Exercise goal: Every record below should be transcribed exactly. Omit the images.

Dataset excerpts:
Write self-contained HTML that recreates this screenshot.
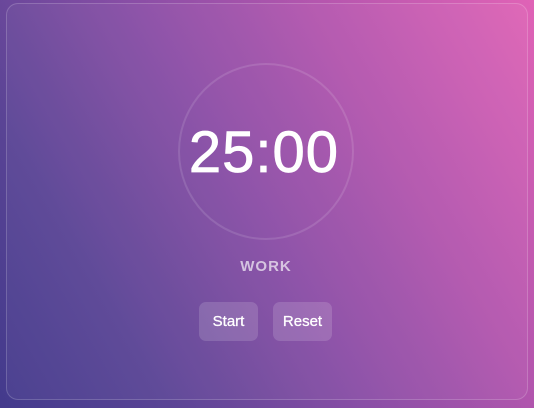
<!DOCTYPE html>
<html><head><meta charset="utf-8"><style>
html,body{margin:0;padding:0;width:534px;height:408px;overflow:hidden}
body{background:linear-gradient(60deg,#433a8c 0%,#5a4495 22%,#8a4ea6 48%,#b556ae 72%,#e063b6 100%);font-family:"Liberation Sans",sans-serif;position:relative}
.card{position:absolute;left:6px;top:3px;width:522px;height:397px;border-radius:12px;border:1px solid rgba(255,255,255,0.18);background:rgba(255,255,255,0.04);box-sizing:border-box}
.circle{position:absolute;left:178px;top:63px;width:176px;height:177px;border-radius:50%;border:2px solid rgba(255,255,255,0.12);box-sizing:border-box}
.time{position:absolute;left:0;width:528px;top:124px;text-align:center;color:#fff;font-size:58px;line-height:58px;letter-spacing:1px;-webkit-text-stroke:0.8px #fff}
.work{position:absolute;left:0;width:532px;top:257px;text-align:center;color:rgba(255,255,255,0.65);font-size:15px;font-weight:bold;letter-spacing:1px;line-height:20px}
.btn{position:absolute;top:302px;width:59px;height:39px;border-radius:7px;background:rgba(255,255,255,0.15);color:#fff;font-size:15px;line-height:39px;text-align:center;-webkit-text-stroke:0.3px #fff}
</style></head><body>
<div class="card"></div>
<div class="circle"></div>
<div class="time">25:00</div>
<div class="work">WORK</div>
<div class="btn" style="left:199px">Start</div>
<div class="btn" style="left:273px">Reset</div>
</body></html>
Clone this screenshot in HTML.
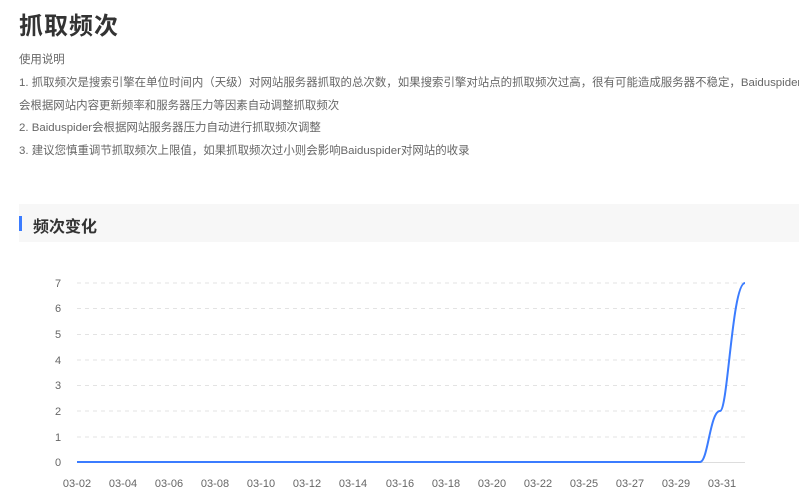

Complete answer:
Write self-contained HTML that recreates this screenshot.
<!DOCTYPE html>
<html><head><meta charset="utf-8"><style>
html,body{margin:0;padding:0;width:534px;height:408px;overflow:hidden}
body{background:linear-gradient(60deg,#433a8c 0%,#5a4495 22%,#8a4ea6 48%,#b556ae 72%,#e063b6 100%);font-family:"Liberation Sans",sans-serif;position:relative}
.card{position:absolute;left:6px;top:3px;width:522px;height:397px;border-radius:12px;border:1px solid rgba(255,255,255,0.18);background:rgba(255,255,255,0.04);box-sizing:border-box}
.circle{position:absolute;left:178px;top:63px;width:176px;height:177px;border-radius:50%;border:2px solid rgba(255,255,255,0.12);box-sizing:border-box}
.time{position:absolute;left:0;width:528px;top:124px;text-align:center;color:#fff;font-size:58px;line-height:58px;letter-spacing:1px;-webkit-text-stroke:0.8px #fff}
.work{position:absolute;left:0;width:532px;top:257px;text-align:center;color:rgba(255,255,255,0.65);font-size:15px;font-weight:bold;letter-spacing:1px;line-height:20px}
.btn{position:absolute;top:302px;width:59px;height:39px;border-radius:7px;background:rgba(255,255,255,0.15);color:#fff;font-size:15px;line-height:39px;text-align:center;-webkit-text-stroke:0.3px #fff}
</style></head><body>
<div class="card"></div>
<div class="circle"></div>
<div class="time">25:00</div>
<div class="work">WORK</div>
<div class="btn" style="left:199px">Start</div>
<div class="btn" style="left:273px">Reset</div>
</body></html>
Clone this screenshot in HTML.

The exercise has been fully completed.